The center cylinder was/is high-pressure, the two outer cylinders low-pressure.  The two outer cranks were 90 degrees apart with left-hand lead; the center crank was 135 degrees from both of the outer cranks.  Since Alco had the license for the English Gresley valve gear for operating the valve of the center cylinder of a locomotive whose cranks were 120 degrees apart, Baldwin had to resort to a different method.

 

 

EdKing

Thanks Ed. I obviously had it "backwards" since I have never been around any compound locomotives, except the N&W "Y" class.
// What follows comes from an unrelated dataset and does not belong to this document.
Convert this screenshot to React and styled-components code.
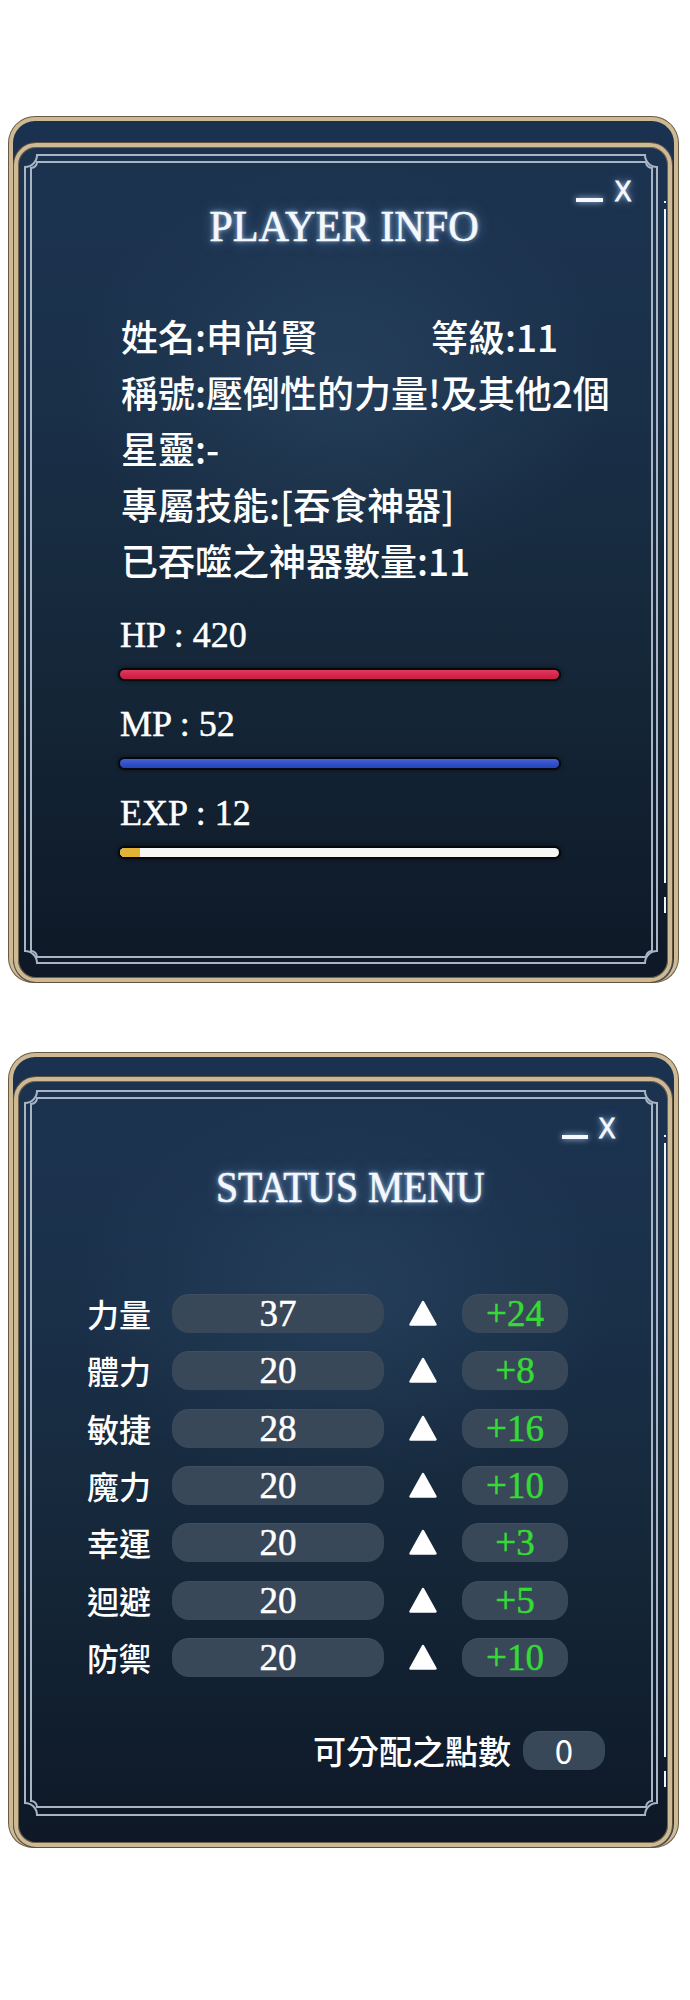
import React from 'react';
import styled, { createGlobalStyle } from 'styled-components';

const GlobalStyle = createGlobalStyle`
  html, body { margin: 0; padding: 0; background: #ffffff; }
  body { font-family: "Noto Sans CJK TC", "Noto Sans", sans-serif; }
`;

const Page = styled.div`
  width: 690px;
  box-sizing: border-box;
  padding: 117px 0 150px 9px;
  display: flex;
  flex-direction: column;
  gap: 71px;
`;

const BackFrame = styled.section`
  width: 669px;
  box-sizing: border-box;
  border: 4px solid #cdb993;
  border-bottom: 0;
  border-radius: 26px 26px 24px 24px;
  background: #1b3150;
  padding: ${(p) => p.$top}px 2px 0 1px;
  box-shadow: 0 0 0 1px #6a5a43;
`;

const FrontFrame = styled.div`
  position: relative;
  box-sizing: border-box;
  height: ${(p) => p.$h}px;
  border: 4px solid #cdb993;
  border-radius: 22px;
  box-shadow: 0 0 0 1px #5f5140, inset 0 0 0 1px #6f6049;
  background:
    radial-gradient(ellipse 55% 35% at 50% 28%, rgba(60, 92, 124, 0.3), rgba(60, 92, 124, 0) 75%),
    linear-gradient(180deg, #1c3350 0%, #1a3049 30%, #152739 62%, #0e1826 100%);
  padding-top: ${(p) => p.$top}px;
  display: flex;
  flex-direction: column;
`;

const DecoSvg = styled.svg`
  position: absolute;
  left: -4px;
  top: -4px;
  pointer-events: none;
`;

const Controls = styled.div`
  display: flex;
  justify-content: flex-end;
  align-items: flex-end;
  height: 30px;
  gap: ${(p) => p.$gap}px;
  padding-right: ${(p) => p.$right}px;
`;

const MinBar = styled.span`
  display: block;
  width: ${(p) => p.$w}px;
  height: 4px;
  margin-bottom: 4px;
  background: #f4f8ff;
  box-shadow: 0 0 6px rgba(190, 220, 255, 0.9);
`;

const CloseX = styled.span`
  display: block;
  font-family: "Liberation Sans", Arial, sans-serif;
  font-size: 30px;
  line-height: 30px;
  color: #f6f9ff;
  -webkit-text-stroke: 0.8px #f6f9ff;
  text-shadow: 0 0 6px rgba(190, 220, 255, 0.9), 0 0 12px rgba(150, 190, 240, 0.6);
  transform: scaleX(0.85);
`;

const Title = styled.h1`
  margin: ${(p) => p.$mt}px 0 0;
  padding-left: ${(p) => p.$shift}px;
  font-family: "Liberation Serif", "Times New Roman", serif;
  font-weight: 400;
  font-size: 44px;
  line-height: 44px;
  text-align: center;
  color: #f4f8fc;
  white-space: nowrap;
  -webkit-text-stroke: 0.6px #f4f8fc;
  transform: scaleX(${(p) => p.$sx});
  text-shadow: 0 0 5px rgba(180, 215, 255, 0.85), 0 0 14px rgba(120, 170, 230, 0.55);
`;

const InfoList = styled.div`
  margin-top: 59px;
  padding-left: 103px;
  display: flex;
  flex-direction: column;
`;

const InfoLine = styled.div`
  display: flex;
  font-size: 37px;
  line-height: 56px;
  font-weight: 500;
  color: #ffffff;
  white-space: nowrap;
`;

const InfoCell = styled.span`
  width: ${(p) => p.$w}px;
`;

const Meters = styled.div`
  margin-top: 29px;
  padding-left: 102px;
  display: flex;
  flex-direction: column;
  gap: 27px;
`;

const Meter = styled.div`
  display: flex;
  flex-direction: column;
`;

const MeterLabel = styled.div`
  font-family: "Liberation Serif", "Times New Roman", serif;
  font-size: 36px;
  line-height: 36px;
  color: #ffffff;
  -webkit-text-stroke: 0.5px #ffffff;
  white-space: nowrap;
`;

const Track = styled.div`
  margin-top: 17px;
  width: 439px;
  height: 9px;
  border-radius: 5px;
  background: ${(p) => p.$bg};
  box-shadow: 0 0 0 2px #05070b, 0 0 5px 2px rgba(0, 0, 0, 0.55);
  overflow: hidden;
  display: flex;
`;

const TrackFill = styled.div`
  height: 100%;
  background: #e2b234;
`;

const StatGrid = styled.div`
  margin-top: 84px;
  padding-left: 69px;
  display: grid;
  grid-template-columns: 85px 212px 78px 106px;
  grid-auto-rows: 39px;
  row-gap: 18.33px;
  align-items: center;
`;

const StatLabel = styled.div`
  font-size: 32px;
  line-height: 39px;
  font-weight: 500;
  color: #ffffff;
  white-space: nowrap;
`;

const Pill = styled.div`
  height: 39px;
  border-radius: 17px;
  background: #394859;
  box-shadow: inset 0 1px 0 rgba(255, 255, 255, 0.04);
  display: flex;
  align-items: center;
  justify-content: center;
  font-family: ${(p) => (p.$sans ? '"Noto Sans CJK TC", "Noto Sans", sans-serif' : '"Liberation Serif", "Times New Roman", serif')};
  font-size: ${(p) => (p.$sans ? 33 : 37)}px;
  line-height: 39px;
  color: ${(p) => (p.$green ? '#36da36' : '#ffffff')};
  -webkit-text-stroke: ${(p) => (p.$sans ? 0 : 0.5)}px ${(p) => (p.$green ? '#36da36' : '#ffffff')};
  width: ${(p) => (p.$w ? `${p.$w}px` : 'auto')};
`;

const ArrowCell = styled.div`
  display: flex;
  justify-content: center;
  align-items: center;
`;

const PointsRow = styled.div`
  margin-top: 54px;
  padding-right: 63px;
  display: flex;
  justify-content: flex-end;
  align-items: center;
  gap: 12px;
`;

const PointsLabel = styled.span`
  font-size: 33px;
  line-height: 39px;
  font-weight: 500;
  color: #ffffff;
  white-space: nowrap;
`;

function notchRect(x0, y0, x1, y1, r) {
  return `M${x0 + r} ${y0} H${x1 - r} A${r} ${r} 0 0 0 ${x1} ${y0 + r} V${y1 - r} A${r} ${r} 0 0 0 ${x1 - r} ${y1} H${x0 + r} A${r} ${r} 0 0 0 ${x0} ${y1 - r} V${y0 + r} A${r} ${r} 0 0 0 ${x0 + r} ${y0} Z`;
}

function Deco({ w, h, outer, inner, glitch }) {
  const [ol, ot, or, ob] = outer;
  const [il, it, ir, ib] = inner;
  return (
    <DecoSvg width={w} height={h} viewBox={`0 0 ${w} ${h}`}>
      <g fill="none" stroke="#a9b5c5" strokeWidth="2">
        <path d={notchRect(ol, ot, w - or, h - ob, 12)} />
        <path d={notchRect(il, it, w - ir, h - ib, 6)} />
      </g>
      <g stroke="#f2f4f7" strokeWidth="2">
        <line x1={w - 7} y1={glitch[0]} x2={w - 7} y2={glitch[0] + 2} />
        <line x1={w - 7} y1={glitch[0] + 8} x2={w - 7} y2={glitch[1]} />
        <line x1={w - 7} y1={glitch[1] + 14} x2={w - 7} y2={glitch[1] + 30} />
      </g>
    </DecoSvg>
  );
}

function UpArrow() {
  return (
    <svg width="28" height="27" viewBox="0 0 28 27">
      <path
        d="M14 2 L26.5 24.5 L1.5 24.5 Z"
        fill="#ffffff"
        stroke="#ffffff"
        strokeWidth="2.5"
        strokeLinejoin="round"
      />
    </svg>
  );
}

const stats = [
  ['力量', '37', '+24'],
  ['體力', '20', '+8'],
  ['敏捷', '28', '+16'],
  ['魔力', '20', '+10'],
  ['幸運', '20', '+3'],
  ['迴避', '20', '+5'],
  ['防禦', '20', '+10'],
];

export default function App() {
  return (
    <>
      <GlobalStyle />
      <Page>
        <BackFrame $top={22}>
          <FrontFrame $h={839} $top={29}>
            <Deco w={658} h={839} outer={[11, 12, 15, 19]} inner={[17, 19, 20, 25]} glitch={[58, 740]} />
            <Controls $gap={10} $right={35}>
              <MinBar $w={27} />
              <CloseX>X</CloseX>
            </Controls>
            <Title $mt={-1} $shift={2} $sx={0.96}>PLAYER INFO</Title>
            <InfoList>
              <InfoLine>
                <InfoCell $w={310}>姓名:申尚賢</InfoCell>
                <span>等級:11</span>
              </InfoLine>
              <InfoLine>稱號:壓倒性的力量!及其他2個</InfoLine>
              <InfoLine>星靈:-</InfoLine>
              <InfoLine>專屬技能:[吞食神器]</InfoLine>
              <InfoLine>已吞噬之神器數量:11</InfoLine>
            </InfoList>
            <Meters>
              <Meter>
                <MeterLabel>HP : 420</MeterLabel>
                <Track $bg="linear-gradient(180deg, #e33a60 0%, #d6264e 55%, #c81f45 100%)" />
              </Meter>
              <Meter>
                <MeterLabel>MP : 52</MeterLabel>
                <Track $bg="linear-gradient(180deg, #4262da 0%, #3150c8 55%, #2843b6 100%)" />
              </Meter>
              <Meter>
                <MeterLabel>EXP : 12</MeterLabel>
                <Track $bg="#f6f6f4">
                  <TrackFill style={{ width: 20 }} />
                </Track>
              </Meter>
            </Meters>
          </FrontFrame>
        </BackFrame>

        <BackFrame $top={20}>
          <FrontFrame $h={770} $top={32}>
            <Deco w={658} h={770} outer={[11, 14, 15, 32]} inner={[17, 21, 20, 40]} glitch={[58, 680]} />
            <Controls $gap={9} $right={51}>
              <MinBar $w={26} />
              <CloseX>X</CloseX>
            </Controls>
            <Title $mt={23} $shift={16} $sx={0.9}>STATUS MENU</Title>
            <StatGrid>
              {stats.map(([name, val, bonus]) => (
                <React.Fragment key={name}>
                  <StatLabel>{name}</StatLabel>
                  <Pill>{val}</Pill>
                  <ArrowCell>
                    <UpArrow />
                  </ArrowCell>
                  <Pill $green>{bonus}</Pill>
                </React.Fragment>
              ))}
            </StatGrid>
            <PointsRow>
              <PointsLabel>可分配之點數</PointsLabel>
              <Pill $sans $w={82}>0</Pill>
            </PointsRow>
          </FrontFrame>
        </BackFrame>
      </Page>
    </>
  );
}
All the three cylinder locomotives I saw in Germany were NOT compound, and had really great sounding exhausts, especially under heavy load & full throttle.

 

Thanks again for setting me straight. 

Ed - I just copied whatever photos and drawings I could find, which was not much.  The model has fully functioning double Walschaerts gear, and a center main rod.  My 3-cylinder locomotives all feature a functioning center rod and as accurate valve gear as possible.  I do cheat when it comes to cranked axles - those are for the real pros.

 

It really does have a bunch of 0-80 hex heads simulating the washout plugs.

 

My next is a 4-12-2, and it already runs - the boiler is pretty much bare, but someday - 

Originally Posted by morg777:

 My understanding of compounds is that the subsequent cylinders in a compound need to have twice the volume of the previous cylinder. 

 

The 2 to 1 ratio evidently worked pretty well on the 60000, but Mallet designers learned early on that a better ratio was about 2 1/2 to 1.  The ground-breaking Alco 2-6-6-2 that became the C&O H-1 of 1910 had that ratio, with high-pressure cylinders of 22" diameter, low-pressure cylinders of 35" diameter with a 32" stroke.  This ratio was also present on N&W's first Mallets, the X-1 0-8-8-0 and Y-1 2-8-8-2 of 1910, with their 24 1/2" high-pressure cylinders and 39" low-pressure cylinders with the 32" stroke. 

 

These cylinder dimensions were used on N&W's Y-2 2-8-8-2 of 1918 with a higher boiler pressure.  The USRA 2-8-8-2 modified this ratio by using a 25" high-pressure cylinder, and all N&W's subsequent 2-8-8-2s retained these cylinder dimensions.